[Start]
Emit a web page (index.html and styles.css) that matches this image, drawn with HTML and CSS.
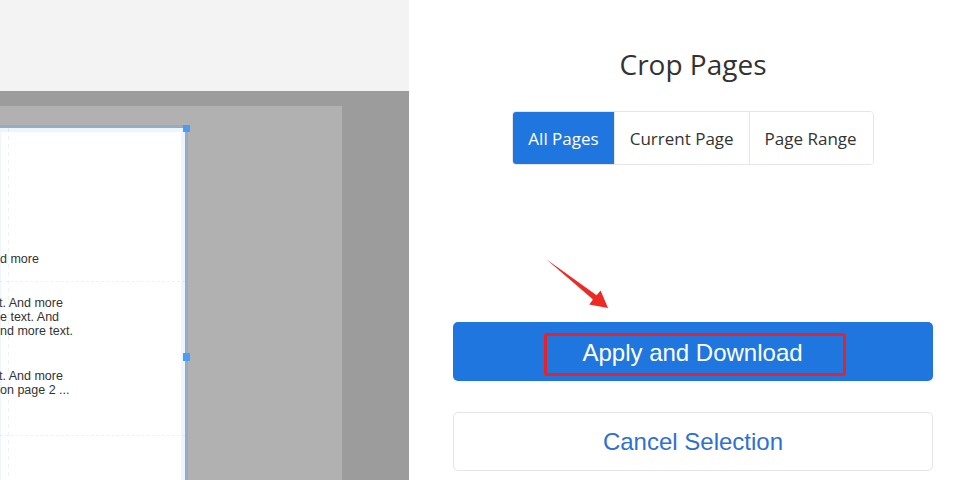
FILE: index.html
```html
<!DOCTYPE html>
<html lang="en">
<head>
<meta charset="utf-8">
<title>Crop Pages</title>
<link rel="stylesheet" href="styles.css">
</head>
<body>
<div class="app">
  <section class="viewer">
    <div class="viewer-top"></div>
    <div class="viewer-canvas">
      <div class="sheet">
        <div class="page">
          <div class="block block-first">
            <p class="line">d more</p>
          </div>
          <div class="block block-second">
            <p class="para">t. And more<br>e text. And<br>nd more text.</p>
            <p class="para para-last">t. And more<br>on page 2 ...</p>
          </div>
        </div>
        <div class="selection">
          <span class="handle handle-top"></span>
          <span class="handle handle-mid"></span>
        </div>
      </div>
    </div>
  </section>
  <aside class="panel">
    <h1 class="title">Crop Pages</h1>
    <div class="seg-group">
      <button class="seg seg-active">All Pages</button>
      <button class="seg">Current Page</button>
      <button class="seg">Page Range</button>
    </div>
    <button class="btn btn-primary"><span class="mark">Apply and Download</span></button>
    <button class="btn btn-outline">Cancel Selection</button>
  </aside>
</div>
<svg class="annot-arrow" width="960" height="480" viewBox="0 0 960 480" aria-hidden="true">
  <polygon points="546,259 596.6,295.2 600.6,290.4 608,308 589.2,304.4 593,299.6" fill="#ee2a24"/>
</svg>
</body>
</html>
```

FILE: styles.css
```css
* { box-sizing: border-box; }
html, body { margin: 0; padding: 0; }
body {
  width: 960px;
  height: 480px;
  overflow: hidden;
  background: #ffffff;
  font-family: "Open Sans", "Noto Sans", sans-serif;
  position: relative;
}
.app {
  display: flex;
  height: 480px;
}
.viewer {
  width: 409px;
  flex: none;
  display: flex;
  flex-direction: column;
  overflow: hidden;
}
.viewer-top {
  height: 91px;
  background: #f3f3f3;
  flex: none;
}
.viewer-canvas {
  flex: 1;
  background: #9c9c9c;
  padding-top: 15px;
  overflow: hidden;
}
.sheet {
  width: 342px;
  height: 100%;
  background: #b1b1b1;
  position: relative;
  padding-top: 22px;
}
.page {
  width: 185px;
  height: 360px;
  background-color: #ffffff;
  background-image: repeating-linear-gradient(to bottom, #eef1f6 0 4px, transparent 4px 8px);
  background-size: 1px 100%;
  background-position: 8px 0;
  background-repeat: no-repeat;
  font-family: "Liberation Sans", Arial, sans-serif;
  font-size: 12.5px;
  line-height: 14px;
  color: #333333;
}
.block-first {
  height: 154px;
  padding-top: 124px;
  border-bottom: 1px dashed #eef1f6;
}
.line, .para { margin: 0; white-space: nowrap; }
.para { text-indent: -1px; }
.block-second {
  height: 154px;
  padding-top: 14px;
  border-bottom: 1px dashed #eef1f6;
}
.para-last { margin-top: 31px; }
.selection {
  position: absolute;
  top: 19px;
  left: -6px;
  width: 194px;
  height: 470px;
  border: 3px solid rgba(60, 150, 255, 0.22);
  box-shadow: inset 0 0 0 4px rgba(60, 150, 255, 0.09);
}
.handle {
  position: absolute;
  width: 7px;
  height: 7px;
  background: #4b9cf5;
  right: -5px;
}
.handle-top { top: -3px; }
.handle-mid { top: 225px; height: 8px; }

.panel {
  flex: 1;
  display: flex;
  flex-direction: column;
  padding: 45px 27px 0 44px;
}
.title {
  margin: 0;
  font-size: 28px;
  font-weight: 400;
  line-height: 38px;
  color: #333333;
  text-align: center;
}
.seg-group {
  align-self: center;
  display: flex;
  margin-top: 28px;
  height: 54px;
  border: 1px solid #e6e6e6;
  border-radius: 4px;
  overflow: hidden;
}
.seg {
  font-family: "Open Sans", "Noto Sans", sans-serif;
  font-size: 17px;
  color: #333333;
  background: #ffffff;
  border: 0;
  border-left: 1px solid #e6e6e6;
  padding: 0 15px;
  margin: 0;
}
.seg:first-child { border-left: 0; }
.seg:last-child { padding-right: 16px; }
.seg-active {
  background: #2076df;
  color: #ffffff;
  margin: -1px 0 -1px -1px;
  padding-left: 16px;
}
.btn {
  display: flex;
  align-items: center;
  justify-content: center;
  height: 59px;
  border-radius: 5px;
  font-family: "Liberation Sans", Arial, sans-serif;
  font-size: 24px;
  margin: 0;
  padding: 0;
}
.btn-primary {
  margin-top: 157px;
  background: #2076df;
  color: #ffffff;
  border: 0;
}
.mark {
  display: inline-block;
  border: 3px solid #ea2227;
  border-radius: 3px;
  padding: 1px 40px 5px 35px;
  line-height: 31px;
  margin: 6px 0 0 4px;
}
.btn-outline {
  margin-top: 31px;
  background: #ffffff;
  color: #2e70d2;
  border: 1px solid #e5e5e5;
}
.annot-arrow {
  position: absolute;
  left: 0;
  top: 0;
  pointer-events: none;
}
```
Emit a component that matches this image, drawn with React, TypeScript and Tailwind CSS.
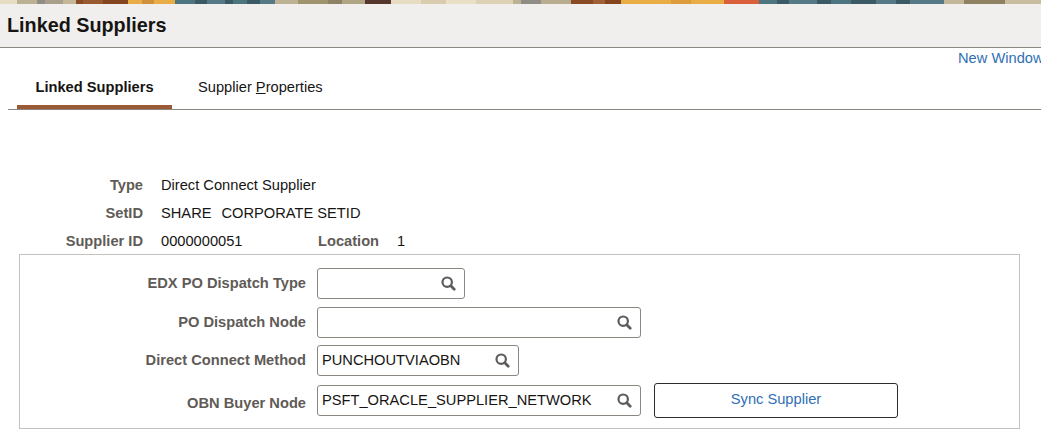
const F = "font-['Liberation_Sans',Arial,sans-serif]";

const bands: [number, string][] = [
  [17, '#e6dcc2'], [20, '#bcb193'], [8, '#8f8d85'], [18, '#a8a08c'], [13, '#c4b898'],
  [7, '#8a4a25'], [20, '#9a5a30'], [25, '#84441f'],
  [14, '#e8ad45'], [12, '#d0913a'], [21, '#e8ad45'],
  [20, '#4e7480'], [12, '#3c5a64'], [18, '#557a86'], [8, '#3c5a64'], [14, '#4e7480'], [13, '#3c5a64'], [15, '#557a86'],
  [23, '#bdb294'], [30, '#a0946f'], [14, '#8d8266'], [23, '#b0a582'],
  [26, '#54362c'],
  [30, '#e6dcc2'], [25, '#d8ccac'], [30, '#e8dfc6'], [37, '#ddd2b6'],
  [8, '#bcb193'], [20, '#8f8d85'], [30, '#b8ad90'],
  [22, '#8a4a25'], [12, '#a05f34'], [16, '#84441f'],
  [50, '#e8ad45'], [20, '#dc9c3c'], [33, '#e8ad45'],
  [35, '#d9603a'],
  [18, '#4e7480'], [12, '#3c5a64'], [28, '#557a86'], [14, '#3c5a64'], [20, '#4e7480'], [25, '#3c5a64'], [20, '#557a86'], [14, '#3c5a64'], [34, '#557a86'],
  [20, '#c2b798'], [41, '#8f8263'],
];

function Banner() {
  return (
    <div className="flex h-1 w-full overflow-hidden bg-[#c9bda0]">
      {bands.map(([w, c], i) => (
        <div key={i} className="h-full shrink-0" style={{ width: w, background: c }} />
      ))}
    </div>
  );
}

function Lens() {
  return (
    <svg width="15" height="15" viewBox="0 0 15 15" fill="none" className="shrink-0">
      <circle cx="6.2" cy="6.2" r="4.7" stroke="#5c5c5c" strokeWidth="2.2" />
      <path d="M9.8 9.8 L13.2 13.2" stroke="#5c5c5c" strokeWidth="2.8" strokeLinecap="round" />
    </svg>
  );
}

function Prompt({ value, w }: { value?: string; w: string }) {
  return (
    <div className={`flex h-[31px] items-center justify-between rounded-[3px] border border-[#8d8781] bg-white pl-1 pr-[8px] ${w}`}>
      <span className="pb-[2px] text-[14.67px] text-[#161513]">{value}</span>
      <Lens />
    </div>
  );
}

function Label({ children, low }: { children: string; low?: boolean }) {
  return (
    <div className={`w-[287px] shrink-0 pr-px text-right text-[14.67px] font-bold text-[#5f5b57] ${low ? 'pt-[4px]' : 'pb-[2px]'}`}>
      {children}
    </div>
  );
}

function Info({ label, children }: { label: string; children: React.ReactNode }) {
  return (
    <div className="flex h-[28px] items-center text-[14.67px]">
      <div className="w-[143px] text-right font-bold text-[#5f5b57]">{label}</div>
      <div className="ml-[18px] flex items-center text-[#161513]">{children}</div>
    </div>
  );
}

export default function App() {
  return (
    <div className={`${F} h-[441px] w-[1041px] overflow-hidden bg-white`}>
      <Banner />
      <div className="flex h-[43px] items-center bg-[#f0efed] pl-[7px]">
        <h1 className="text-[19.8px] font-bold text-[#161513]">Linked Suppliers</h1>
      </div>
      <div className="h-px bg-[#8d8781]" />
      <div className="h-[15px] overflow-visible whitespace-nowrap pl-[958px]">
        <span className="mt-[1px] block text-[14.67px] leading-[18px] text-[#2f6fb5]">New Window</span>
      </div>
      <div className="ml-[8px] flex h-[46px] items-stretch border-b border-[#8d8781] text-[14.67px]">
        <div className="ml-[9px] flex w-[155px] items-center justify-center border-b-[4px] border-[#9a5a36] pt-[4px] font-bold text-[#161513]">
          Linked Suppliers
        </div>
        <div className="ml-[26px] flex items-center pt-[1px] text-[#161513]">
          <span>
            Supplier <span className="underline">P</span>roperties
          </span>
        </div>
      </div>
      <div className="pt-[61px]">
        <Info label="Type">Direct Connect Supplier</Info>
        <Info label="SetID">
          <span>SHARE</span>
          <span className="ml-[10px]">CORPORATE SETID</span>
        </Info>
        <Info label="Supplier ID">
          <span className="w-[157px]">0000000051</span>
          <span className="font-bold text-[#5f5b57]">Location</span>
          <span className="ml-[18px]">1</span>
        </Info>
      </div>
      <div className="-mt-px ml-[19px] h-[175px] w-[1001px] border border-[#c4c2bf] pt-[13px]">
        <div className="flex flex-col gap-[8px]">
          <div className="flex items-center">
            <Label>EDX PO Dispatch Type</Label>
            <div className="ml-[10px]"><Prompt w="w-[148px]" /></div>
          </div>
          <div className="flex items-center">
            <Label>PO Dispatch Node</Label>
            <div className="ml-[10px]"><Prompt w="w-[324px]" /></div>
          </div>
          <div className="-mt-px flex items-center">
            <Label>Direct Connect Method</Label>
            <div className="ml-[10px]"><Prompt value="PUNCHOUTVIAOBN" w="w-[202px]" /></div>
          </div>
          <div className="-mt-px flex items-center">
            <Label low>OBN Buyer Node</Label>
            <div className="ml-[10px]"><Prompt value="PSFT_ORACLE_SUPPLIER_NETWORK" w="w-[324px]" /></div>
            <button className="ml-[13px] h-[35px] w-[244px] rounded-[3px] border border-[#2f2d2b] bg-white pb-[4px] text-[14.67px] text-[#2f6fb5]">
              Sync Supplier
            </button>
          </div>
        </div>
      </div>
    </div>
  );
}
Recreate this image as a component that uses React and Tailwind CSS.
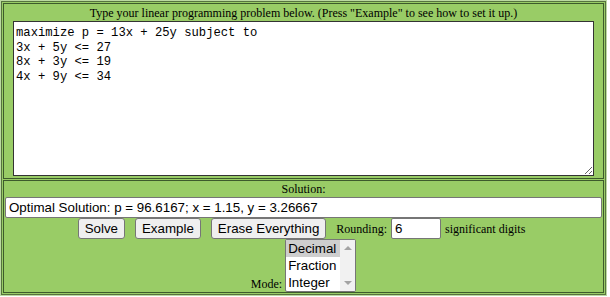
import React from "react";

const serif = "font-['Liberation_Serif','Times_New_Roman',serif]";
const sans = "font-['Liberation_Sans',Arial,sans-serif]";

const Btn = ({ children }) => (
  <button
    className={`${sans} h-[21px] px-[6px] text-[13.333px] leading-none text-black bg-[#efefef] border border-[#767676] rounded-[3px]`}
  >
    {children}
  </button>
);

const App = () => {
  const problem =
    "maximize p = 13x + 25y subject to\n3x + 5y <= 27\n8x + 3y <= 19\n4x + 9y <= 34";

  return (
    <div className={`w-[610px] h-[297px] bg-white ${serif}`}>
      <div className="w-[607px] h-[296px] border border-[#bcd9a2]">
        <div className="h-full border border-[#56733f] bg-[#99cc66] p-[1px] flex flex-col gap-[1px]">
          {/* Problem input */}
          <div className="h-[176px] border border-[#3d5a2c] flex flex-col items-center">
            <div className="pt-[2px] text-[12px] leading-[15px] text-black">
              Type your linear programming problem below. (Press "Example" to see how to set it up.)
            </div>
            <textarea
              defaultValue={problem}
              spellCheck={false}
              className="w-[581px] h-[155px] bg-white border border-[#333] px-[2px] pt-[4px] pb-[2px] font-['Liberation_Mono','Courier_New',monospace] text-[12.2px] leading-[14.7px] text-black outline-none resize"
            />
          </div>

          {/* Solution */}
          <div className="flex-1 border border-[#3d5a2c] flex flex-col items-center">
            <div className="pt-[1px] text-[12px] leading-[14px] text-black">Solution:</div>
            <input
              readOnly
              value="Optimal Solution: p = 96.6167; x = 1.15, y = 3.26667"
              className={`${sans} mt-[1px] w-[597px] h-[21px] px-[3px] bg-white border border-[#767676] rounded-[2px] text-[13.333px] text-black outline-none`}
            />
            <div className="flex items-center pr-[4px] text-[12px] text-black">
              <Btn>Solve</Btn>
              <span className="w-[10px]" />
              <Btn>Example</Btn>
              <span className="w-[10px]" />
              <Btn>Erase Everything</Btn>
              <span className="ml-[10px]">Rounding:</span>
              <input
                readOnly
                value="6"
                className={`${sans} ml-[4px] w-[50px] h-[21px] px-[3px] bg-white border border-[#767676] rounded-[2px] text-[13.333px] text-black outline-none`}
              />
              <span className="ml-[4px]">significant digits</span>
            </div>
            <div className="flex items-end">
              <span className="text-[12px] leading-[14px] mb-[1px] mr-[3px] text-black">Mode:</span>
              <div className="w-[71px] h-[53px] border border-[#767676] rounded-[2px] bg-white flex overflow-hidden">
                <div className={`${sans} flex-1 text-[13.333px] leading-[17px] text-black`}>
                  <div className="bg-[#cecece] pl-[2px]">Decimal</div>
                  <div className="pl-[2px]">Fraction</div>
                  <div className="pl-[2px]">Integer</div>
                </div>
                <div className="w-[15px] bg-[#f1f1f1] flex flex-col justify-between items-center py-[5px]">
                  <svg width="8" height="5" viewBox="0 0 8 5">
                    <path d="M0 5 L4 1 L8 5 Z" fill="#a3a3a3" />
                  </svg>
                  <svg width="8" height="5" viewBox="0 0 8 5">
                    <path d="M0 0 L4 4 L8 0 Z" fill="#a3a3a3" />
                  </svg>
                </div>
              </div>
            </div>
          </div>
        </div>
      </div>
    </div>
  );
};

export default App;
[End]
▶ **Task goal**: Without any pictures, set down the lines from the one holding "Recreate this image" through the one holding "25y subject to\n3x".

▶ **Expected answer**:
Recreate this image as a component that uses React and Tailwind CSS.
import React from "react";

const serif = "font-['Liberation_Serif','Times_New_Roman',serif]";
const sans = "font-['Liberation_Sans',Arial,sans-serif]";

const Btn = ({ children }) => (
  <button
    className={`${sans} h-[21px] px-[6px] text-[13.333px] leading-none text-black bg-[#efefef] border border-[#767676] rounded-[3px]`}
  >
    {children}
  </button>
);

const App = () => {
  const problem =
    "maximize p = 13x + 25y subject to\n3x + 5y <= 27\n8x + 3y <= 19\n4x + 9y <= 34";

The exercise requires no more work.